Roman Polanski’s “Oliver Twist” is a tale of foreboding with faint reverberations of both the Holocaust and 19th-century British anti-Semitism. It is a weighty, rewarding film, and the antithesis of what passes for children’s entertainment these days.
This latest adaptation of Charles Dickens’ novel was clearly made by a man who had his childhood stolen by loathsome adults, and serves as a sobering response to Harry Potter, “Spy Kids” and the annoyingly cute hobbits who persevered in “The Lord of the Rings” films.
In Dickens’ world — and Polanski’s — there are no prepubescent superheroes to outsmart and outmaneuver the bad guys. Both the novelist and the filmmaker ground their work in real life, where brute strength and institutional authority (or apathy) rule, and children are too weak to defend themselves.
“Oliver Twist” opens Friday, Sept. 30, in the Bay Area.
The film begins in a workhouse for orphans, where Oliver (Barney Clark) and the other lads do painstaking menial labor. Filmed in monochromatic gray, with the dejected boys clad in ragged gray uniforms and caps, the scene is an unmistakable homage to the prisoners confined in Nazi concentration camps.
After a series of nightmarish episodes in the workhouse and as an apprentice to an undertaker, Oliver takes to the road. London appears like Oz in the distance, basking in the sunrise like the pot at the end of the rainbow. The shot is patently ironic, for what awaits Oliver is fool’s gold.
In London, he is recruited by the Artful Dodger (Harry Eden), a young thief who heads a gang of child pickpockets that receives shelter, food and instruction from a bent old Jew, Fagin.
A complex figure of mixed motives, Fagin is equal parts corrupter and protector. But Ben Kingsley, a shoo-in for an Oscar nomination for supporting actor, eliminates most of Fagin’s venality, playing him as a near-sighted eccentric who talks sweetly to himself — and to his new ward, Oliver.

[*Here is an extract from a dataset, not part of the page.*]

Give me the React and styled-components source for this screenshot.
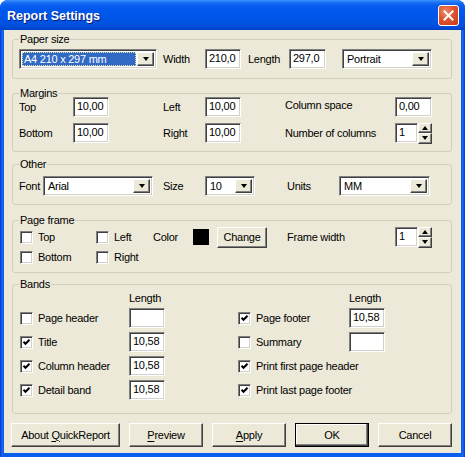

Initially, Fagin appears greedy and interested only in the size of his boys’ haul. In fact, he is fearful and self-protective, as his good years are waning and there’s no pension in his line of work.
The attentive viewer will note that Fagin is tolerated but not accepted by the other criminals and low-lifes. He has no friends or acquaintances beyond the pickpockets and a brutal thug named Bill Sykes (a fearsome Jamie Foreman), and even they routinely call him “devil” and “old skeleton.”
Since Sykes is the embodiment of evil, Fagin looks increasingly benign. As the plot unfolds, both Oliver’s and the audience’s relationship to Fagin deepens, giving the film its considerable emotional power.
At the end of the day, Fagin cannot be easily pigeonholed as either villain or victim, for he both betrays and is betrayed. Ultimately, the Jew is a tragic figure, demonized by the media, the law and the public.
The rank indifference and hypocrisy of this society is epitomized by the crowds who turn out to cheer Fagin’s punishment, but did nothing to help the thousands of exploited children in London.
To Polanski, presumably, it’s Europe and America in the 1940s, when comparatively few lifted a hand to save the Jews but millions were pleased to see justice done after the fact.
As for the good Mr. Brownlow, a wealthy bachelor who meets Oliver by chance, he faithfully represents the promise of a brighter future for the boy. But Polanski’s terrific “Oliver Twist” is not a reassuring endorsement of happy endings, but a solemn admonition that all happiness is an illusion.
For those who know even a few details of Polanski’s life, that will come as no surprise.
“Oliver Twist” opens Friday, Sept. 30, in the Bay Area.